1. A contact assembly for change-over switching between winding taps of a control winding of a tapped transformer, the contact assembly comprising:

at least one support carrying the contact assembly;

a contact mount mechanically fixable on the at least one support and formed with a throughgoing recess;

a contact made of an electrically conductive material;

a separate contact housing having a front side and a back side and holding the contact such that the contact and the contact housing form a separate module; and

a separate retaining element securing the contact housing together with the contact in the recess with the contact mount surrounding the module between the front and back sides, the front side exposed at one end of the recess, and the back side exposed an opposite end of the recess.

2. The contact assembly according to claim 1 wherein

the contact housing is a receptacle open on a front side and on a back side, and has a flange-type shielding ring on the front side on an outer surface of the contact housing.

3. The contact assembly according to claim 1, further comprising:

a slot in the contact; and

a pin fixed on the contact housing and engaging into the slot.

4. The contact assembly according to claim 1, wherein the contact is constructed as a blade contact consisting of a plurality of individual subcontacts that project longitudinally to both sides beyond the contact housing.

5. The contact assembly according to claim 1 for use in a tap selector or in an off-circuit tap-changer.

6. The contact assembly according to claim 1, wherein the contact housing has an upper side and a lower side, further comprising:

spring retainers at the upper side and/or at the lower side for spring-mounting the contact.

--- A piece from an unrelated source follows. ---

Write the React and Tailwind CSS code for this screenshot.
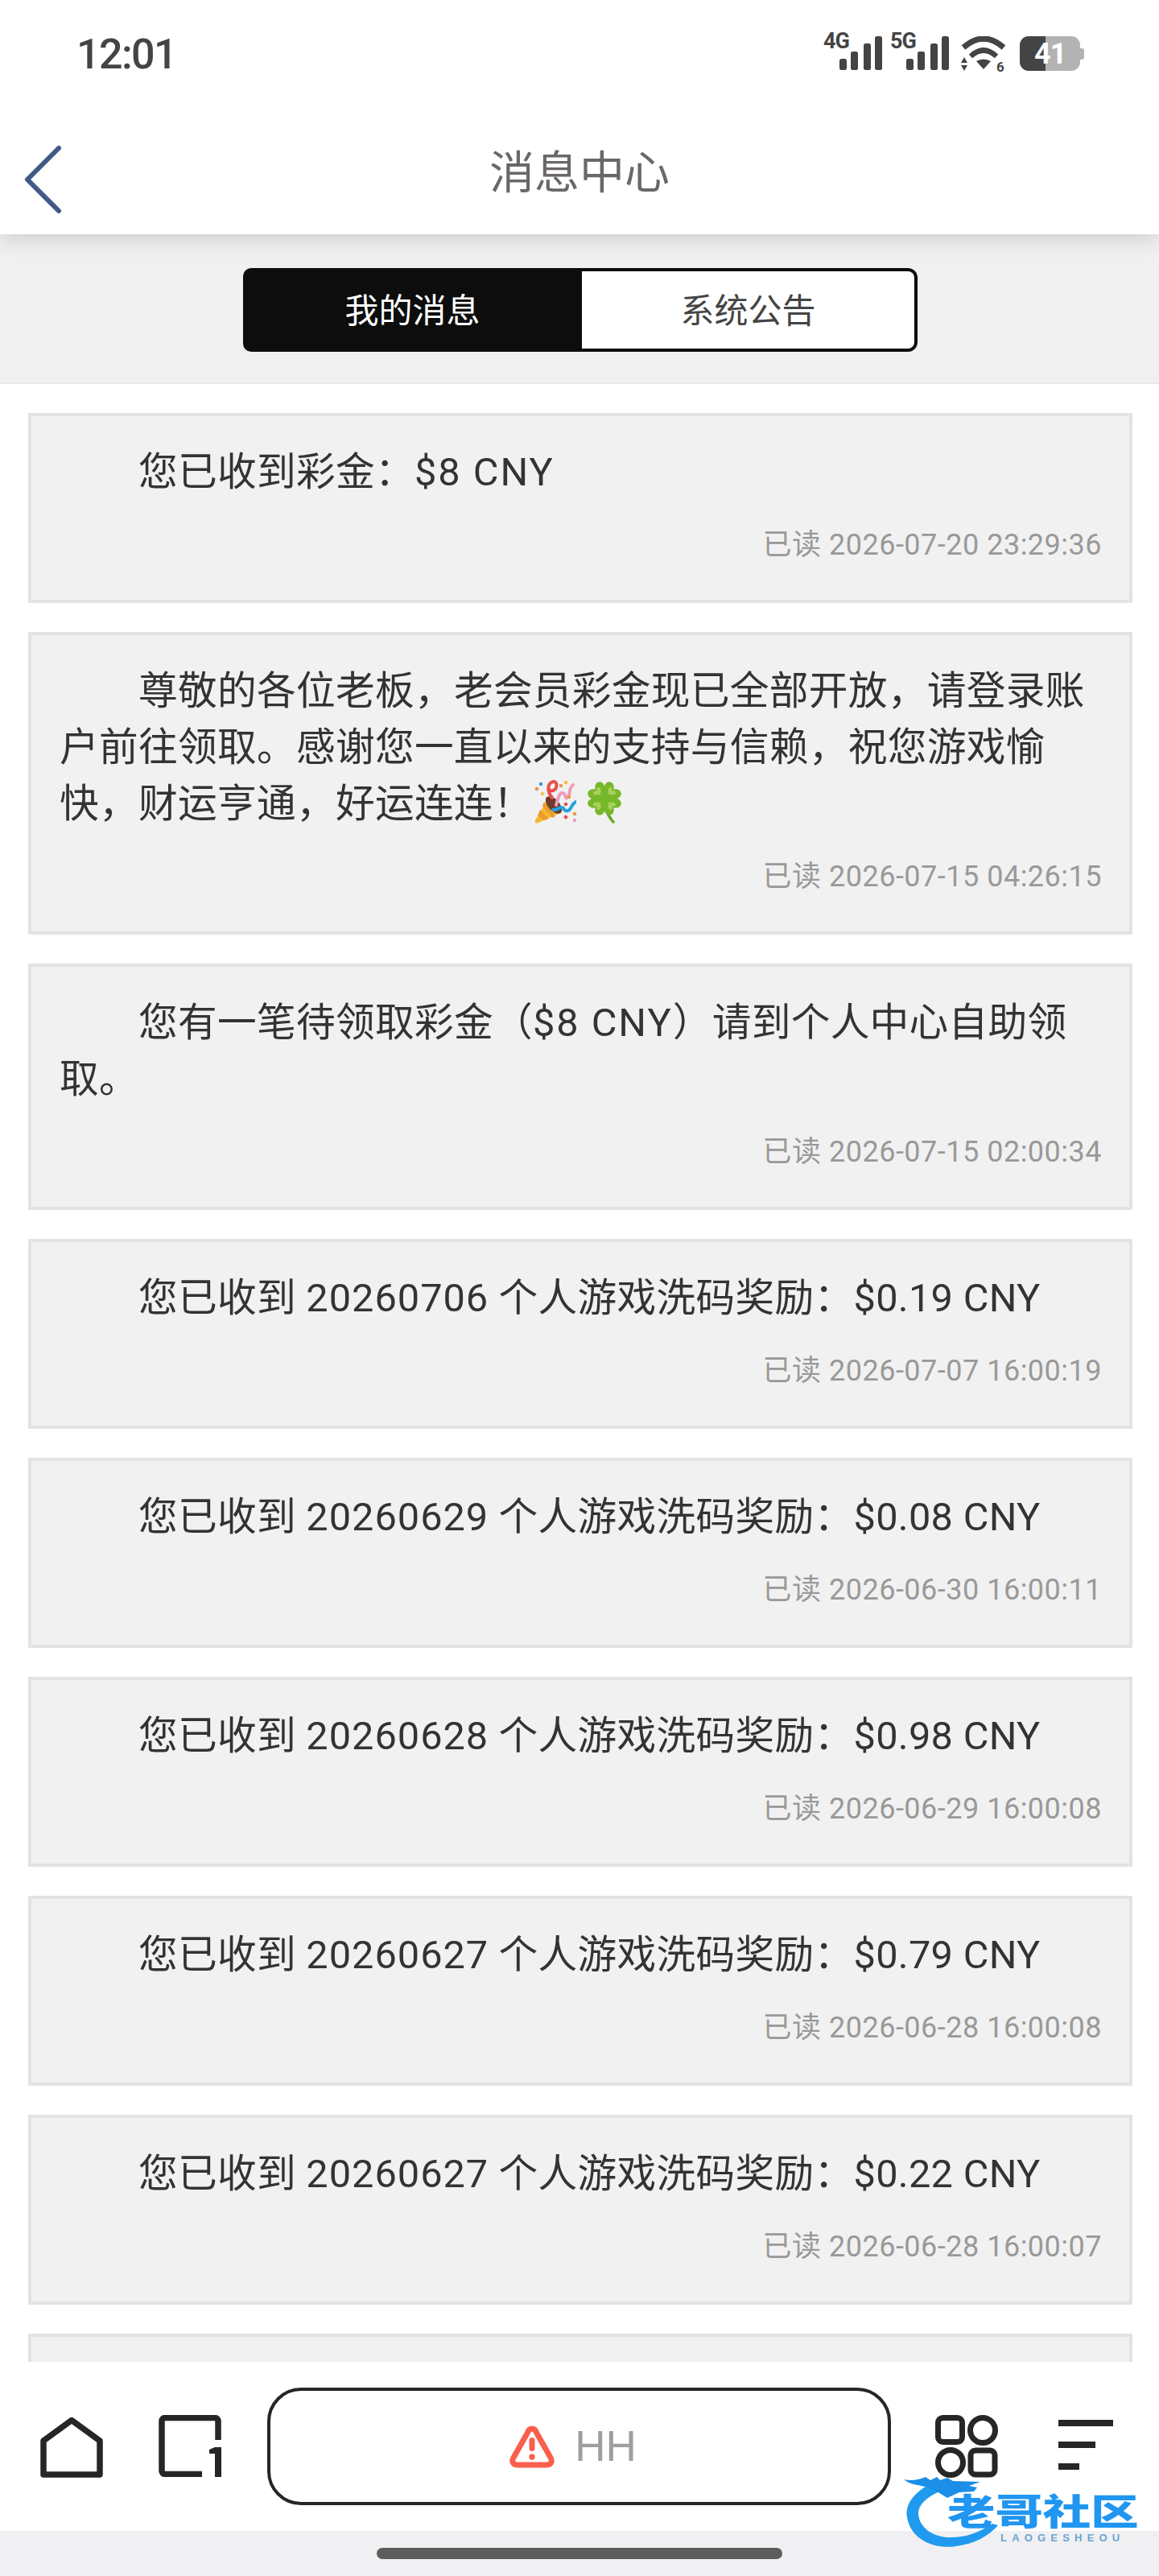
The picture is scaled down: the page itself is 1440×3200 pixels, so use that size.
import React from 'react';

const FONT = { fontFamily: 'Roboto, "Noto Sans CJK SC", sans-serif' };

const messages = [
  { text: '您已收到彩金：$8 CNY', time: '已读 2026-07-20 23:29:36' },
  {
    text: '尊敬的各位老板，老会员彩金现已全部开放，请登录账户前往领取。感谢您一直以来的支持与信赖，祝您游戏愉快，财运亨通，好运连连！',
    time: '已读 2026-07-15 04:26:15',
    emoji: true,
  },
  { text: '您有一笔待领取彩金（$8 CNY）请到个人中心自助领\n取。', time: '已读 2026-07-15 02:00:34' },
  { text: '您已收到 20260706 个人游戏洗码奖励：$0.19 CNY', time: '已读 2026-07-07 16:00:19' },
  { text: '您已收到 20260629 个人游戏洗码奖励：$0.08 CNY', time: '已读 2026-06-30 16:00:11' },
  { text: '您已收到 20260628 个人游戏洗码奖励：$0.98 CNY', time: '已读 2026-06-29 16:00:08' },
  { text: '您已收到 20260627 个人游戏洗码奖励：$0.79 CNY', time: '已读 2026-06-28 16:00:08' },
  { text: '您已收到 20260627 个人游戏洗码奖励：$0.22 CNY', time: '已读 2026-06-28 16:00:07' },
  { text: '', time: '' },
];

const Signal = ({ label }) => (
  <svg width="73" height="53" viewBox="0 -5 73 53" className="-mt-[5px] block">
    <text x="0" y="20" fontSize="27" fontWeight="700" fill="#444" fontFamily="Roboto, sans-serif" letterSpacing="-1">{label}</text>
    <rect x="20" y="33" width="9" height="14" rx="2.5" fill="#444" />
    <rect x="34" y="24" width="9" height="23" rx="2.5" fill="#444" />
    <rect x="50" y="14" width="9" height="33" rx="2.5" fill="#444" />
    <rect x="64" y="5" width="9" height="42" rx="2.5" fill="#444" />
  </svg>
);

const Wifi = () => (
  <svg width="58" height="50" viewBox="0 0 58 50" className="block">
    <path d="M3 14 Q28 -8 53 14" fill="none" stroke="#444" strokeWidth="7" />
    <path d="M12 25 Q28 10 44 25" fill="none" stroke="#444" strokeWidth="6.5" />
    <path d="M19 31 Q28 26 37 31 L28 41 Z" fill="#444" />
    <path d="M4 26 L8 33 H0 Z M0 36 H8 L4 43 Z" fill="#444" />
    <text x="44" y="44" fontSize="17" fontWeight="700" fill="#444" fontFamily="Roboto, sans-serif">6</text>
  </svg>
);

const Battery = () => (
  <div className="relative flex h-[43px] w-[80px] items-center">
    <div className="flex h-full w-[75px] overflow-hidden rounded-[11px]">
      <div className="h-full w-[32px] bg-[#444]" />
      <div className="h-full flex-1 bg-[#b3b3b3]" />
    </div>
    <div className="h-[14px] w-[5px] rounded-r-[3px] bg-[#b3b3b3]" />
    <span className="absolute left-[18px] top-[2px] text-[36px] font-bold leading-[40px] tracking-[-1px] text-white" style={FONT}>41</span>
  </div>
);

const Popper = () => (
  <svg width="54" height="54" viewBox="0 0 54 54" className="block">
    <path d="M3 50 C2 54 4 54 7 53 L34 41 L19 23 Z" fill="#f5b82e" />
    <path d="M9 37 L20 48 L14 50 L6 44 Z M14 27 L28 45 L24 47 L12 32 Z" fill="#ee9a2c" />
    <ellipse cx="26" cy="31" rx="7" ry="13" transform="rotate(-42 26 31)" fill="#6b3d2a" />
    <path d="M24 22 C18 14 17 5 25 2 C31 1 31 11 25 13 C21 14 20 12 20 11" fill="none" stroke="#e8504a" strokeWidth="4" strokeLinecap="round" />
    <path d="M29 31 C31 24 33 15 37 16 C42 17 39 24 43 22 C47 20 44 9 50 6" fill="none" stroke="#ef9cbc" strokeWidth="4" strokeLinecap="round" />
    <path d="M25 37 C31 38 35 31 38 35 C40 39 44 40 47 35 C49 32 50 28 54 27" fill="none" stroke="#22a3e0" strokeWidth="4" strokeLinecap="round" />
    <rect x="8" y="3" width="4" height="4" fill="#3f9be0" />
    <rect x="3" y="9" width="4" height="4" fill="#ee8f3c" transform="rotate(30 5 11)" />
    <rect x="10" y="15" width="4" height="4" fill="#f2c14e" transform="rotate(30 12 17)" />
    <rect x="33" y="5" width="4" height="4" fill="#ee9a4a" />
    <rect x="39" y="1" width="4" height="4" fill="#f2c14e" />
    <rect x="43" y="19" width="4" height="4" fill="#ee9a4a" />
    <rect x="39" y="28" width="4" height="4" fill="#e5484d" transform="rotate(45 41 30)" />
    <rect x="39" y="44" width="4" height="4" fill="#e5484d" transform="rotate(30 41 46)" />
    <rect x="50" y="40" width="4" height="4" fill="#ee9a4a" />
    <rect x="50" y="48" width="4" height="4" fill="#ef9cbc" transform="rotate(30 52 50)" />
  </svg>
);

const LEAF = 'M0 0 C-6 -5 -12 -9 -12 -15 C-12 -21 -4 -23 0 -16 C4 -23 12 -21 12 -15 C12 -9 6 -5 0 0 Z';

const Clover = () => (
  <svg width="48" height="54" viewBox="0 0 48 54" className="block">
    <path d="M24 23 C25 36 28 45 35 52" fill="none" stroke="#6da52d" strokeWidth="3.5" strokeLinecap="round" />
    {[-45, 45, 135, 225].map((r) => (
      <g key={r} transform={`translate(24 23) rotate(${r})`}>
        <path d={LEAF} fill="#76b82a" />
        <path d="M0 -7 C-4 -10 -6 -12 -5 -15 C-3 -17 -1 -15 0 -13 C1 -15 3 -17 5 -15 C6 -12 4 -10 0 -7 Z" fill="#a9d15c" />
      </g>
    ))}
  </svg>
);

// latin runs sit wider in the reference than Roboto gives them
const spaced = (text) =>
  text.split(/(\d{8}|\$8 CNY)/).map((part, i) => {
    if (/^\d{8}$/.test(part)) return <span key={i} className="tracking-[1px]">{part}</span>;
    if (part === '$8 CNY') return <span key={i} className="tracking-[2px]">{part}</span>;
    return part;
  });

const MessageCard = ({ text, time, emoji }) => (
  <div className="shrink-0 border-4 border-[#e3e3e3] bg-[#f1f1f1] pl-[35px] pr-[34px] pt-[35px] pb-[43px]">
    <p className="min-h-[70px] whitespace-pre-line text-[48.7px] font-normal leading-[70px] tracking-[0.3px] text-[#333] [text-indent:98px]">
      {spaced(text)}
      {emoji && (
        <span className="inline-flex gap-[11px] align-[-8px] [text-indent:0]">
          <Popper />
          <Clover />
        </span>
      )}
    </p>
    <p className="mt-[30px] min-h-[50px] text-right text-[36px] font-normal leading-[50px] tracking-[0.5px] text-[#999]">{time}</p>
  </div>
);

const Watermark = () => (
  <div className="absolute left-[1122px] top-[3073px] h-[92px] w-[296px]">
    <svg width="140" height="94" viewBox="0 0 140 94" className="absolute left-0 top-0">
      <path d="M31 14 C14 24 2 38 5 54 C10 84 42 94 66 90 C88 87 106 78 118 64 L111 62 C94 74 74 80 55 79 C36 78 20 66 19 50 C19 36 34 26 51 20 Z" fill="#1f9aee" />
      <path d="M1 7 C10 9 18 8 28 4 L34 8 L42 4 L46 8 L55 5 L62 9 L96 10 L82 15 L92 17 L88 22 L70 23 L55 30 L42 22 L31 17 C22 14 8 14 1 7 Z" fill="#1b8fe8" />
    </svg>
    <span className="absolute left-[55px] top-[26px] origin-left scale-x-[1.32] whitespace-nowrap text-[45px] font-black leading-[46px] text-[#2196f0]">老哥社区</span>
    <span className="absolute left-[121px] top-[73px] whitespace-nowrap text-[13px] font-bold leading-[13px] tracking-[6.2px] text-[#6ea5cf]" style={{ fontFamily: '"Liberation Sans", sans-serif' }}>LAOGESHEOU</span>
  </div>
);

export default function App() {
  return (
    <div className="relative flex h-[3200px] w-[1440px] flex-col overflow-hidden bg-white" style={FONT}>
      {/* header */}
      <header className="relative z-10 flex h-[291px] shrink-0 flex-col bg-white shadow-[0_4px_28px_rgba(0,0,0,0.16)]">
        <div className="flex h-[150px] items-start justify-between pl-[95px] pr-[93px] pt-[40px]">
          <span className="mt-[4px] text-[52px] font-medium leading-[48px] tracking-[-1.6px] text-[#444]">12:01</span>
          <div className="flex items-start">
            <div className="flex items-start gap-[10px]">
              <Signal label="4G" />
              <Signal label="5G" />
            </div>
            <div className="ml-[15px] mr-[15px] mt-[5px]"><Wifi /></div>
            <div className="mt-[5px]"><Battery /></div>
          </div>
        </div>
        <div className="relative flex flex-1 items-center justify-center pb-[12px]">
          <svg width="50" height="86" viewBox="0 0 50 86" className="absolute left-[29px] top-[30px]">
            <path d="M44 4 L5 43 L44 82" fill="none" stroke="#3f5a85" strokeWidth="6" strokeLinecap="round" strokeLinejoin="round" />
          </svg>
          <h1 className="text-[56px] font-normal leading-[70px] text-[#6b6768]">消息中心</h1>
        </div>
      </header>

      {/* tabs */}
      <div className="flex h-[186px] shrink-0 justify-center border-b-2 border-[#e8e8e8] bg-[#f0f0f0] pt-[42px]">
        <div className="flex h-[104px] w-[838px] translate-x-[1px]">
          <div className="flex w-[421px] items-center justify-center rounded-l-[10px] bg-[#0c0d0c] pt-[2px] text-[42px] font-normal text-white">我的消息</div>
          <div className="flex flex-1 items-center justify-center rounded-r-[12px] border-4 border-l-0 border-[#0c0d0c] bg-white pt-[2px] text-[42px] font-normal text-[#444]">系统公告</div>
        </div>
      </div>

      {/* list */}
      <div className="flex min-h-0 flex-1 flex-col gap-[36px] overflow-hidden bg-white pl-[35px] pr-[33px] pt-[36px]">
        {messages.map((m, i) => (
          <MessageCard key={i} {...m} />
        ))}
      </div>

      {/* bottom nav */}
      <nav className="relative flex h-[210px] shrink-0 items-start bg-white pl-[50px] pt-[32px]">
        <svg width="78" height="76" viewBox="0 0 78 76" className="mt-[36px] block">
          <path d="M39 4.5 L74 30 V72 H4 V30 Z" fill="none" stroke="#262626" strokeWidth="7.5" strokeLinejoin="round" />
        </svg>
        <svg width="78" height="77" viewBox="0 0 78 77" className="ml-[69px] mt-[34px] block">
          <path d="M54 73.5 H8 a4 4 0 0 1 -4 -4 V7.5 a4 4 0 0 1 4 -4 H70 a4 4 0 0 1 4 4 V31" fill="none" stroke="#262626" strokeWidth="7.5" />
          <path d="M70 40 H78 V77 H70 V48 H63 V43 Z" fill="#262626" />
        </svg>
        <div className="ml-[57px] flex h-[146px] w-[775px] items-center justify-center gap-[24px] rounded-[42px] border-4 border-[#262626] pr-[16px]">
          <svg width="58" height="55" viewBox="0 0 58 55" className="block">
            <path d="M29 5 C31 5 33 6 34 9 L52 41 C55 46 52 50 47 50 H11 C6 50 3 46 6 41 L24 9 C25 6 27 5 29 5 Z" fill="none" stroke="#fa5f4d" strokeWidth="7" strokeLinejoin="round" />
            <rect x="25.5" y="16" width="7" height="17" rx="3.5" fill="#fa5f4d" />
            <circle cx="29" cy="40" r="3.7" fill="#fa5f4d" />
          </svg>
          <span className="text-[53px] leading-[60px] text-[#9e9e9e]" style={{ fontFamily: '"Liberation Sans", sans-serif' }}>HH</span>
        </div>
        <svg width="78" height="78" viewBox="0 0 78 78" className="ml-[55px] mt-[34px] block">
          <g fill="none" stroke="#262626" strokeWidth="7">
            <rect x="3.5" y="3.5" width="30" height="30" rx="6" />
            <circle cx="59" cy="19" r="15.5" />
            <circle cx="19" cy="59" r="15.5" />
            <rect x="44" y="44" width="30" height="30" rx="6" />
          </g>
        </svg>
        <div className="ml-[75px] mt-[40px] flex w-[68px] flex-col gap-[19px]">
          <div className="h-[8px] w-[68px] bg-[#262626]" />
          <div className="h-[8px] w-[46px] bg-[#262626]" />
          <div className="h-[8px] w-[26px] bg-[#262626]" />
        </div>
      </nav>

      {/* gesture bar */}
      <div className="flex h-[56px] shrink-0 justify-center bg-[#f0f0f2] pt-[21px]">
        <div className="h-[14px] w-[504px] rounded-full bg-[#5c5c5c]" />
      </div>

      <Watermark />
    </div>
  );
}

7. The contact assembly according to claim 6, wherein the spring retainers extend through the upper side and/or the lower side of the contact housing, the contact assembly further comprising

a respective compression spring provided between the contact and each of the spring retainers.

8. The contact assembly according to claim 6, wherein each spring retainer has a wedge-shaped ramp and a groove with a groove floor.

9. The contact assembly according to claim 6, wherein each retaining element is U-shaped and has a retaining bracket and arms.

10. The contact assembly according to claim 1 wherein the contact mount has at least one aperture receiving the support.

11. The contact assembly according to claim 1 wherein the support is an extruded rod or made of laminated paper or of laminated fabric.

12. The contact assembly according to claim 10 wherein there are at least two of the apertures.

13. The contact assembly according to claim 10 wherein the recess of the contact mount is between and/or laterally adjacent the apertures.

14. A contact assembly for change-over switching between winding taps of a control winding of a tapped transformer, the contact assembly comprising:

at least one support carrying the contact assembly;

a contact mount mechanically fixable on the at least one support and formed with a recess;

a contact made of an electrically conductive material;

a separate contact housing holding the contact such that the contact and the contact housing form a separate module, the contact housing having an upper side and a lower side;

respective upper and lower spring retainers at the upper and lower sides securing the contact in the contact housing; and

a U-shaped retaining element having a bracket and arms securing the contact housing together with the contact in the recess.

15. The contact assembly according to claim 14, wherein each spring retainer has a wedge-shaped ramp and a groove with a groove floor, the retaining bracket being formed to engage into the groove in a form-locking and contact-closing manner in a locked state of the separate module.

16. The contact assembly according to claim 14 wherein the arms are hollow.

17. The contact assembly according to claim 16, further comprising:

a respective compression spring provided in each of the arms of the retaining element;

a cover;

anchor bolts fixing the cover on the contact mount; and

a respective bolt provided on the cover, carrying a respective one of the compression springs, and compressing the compression springs using a defined prestress and thus pressing the retaining bracket into the groove.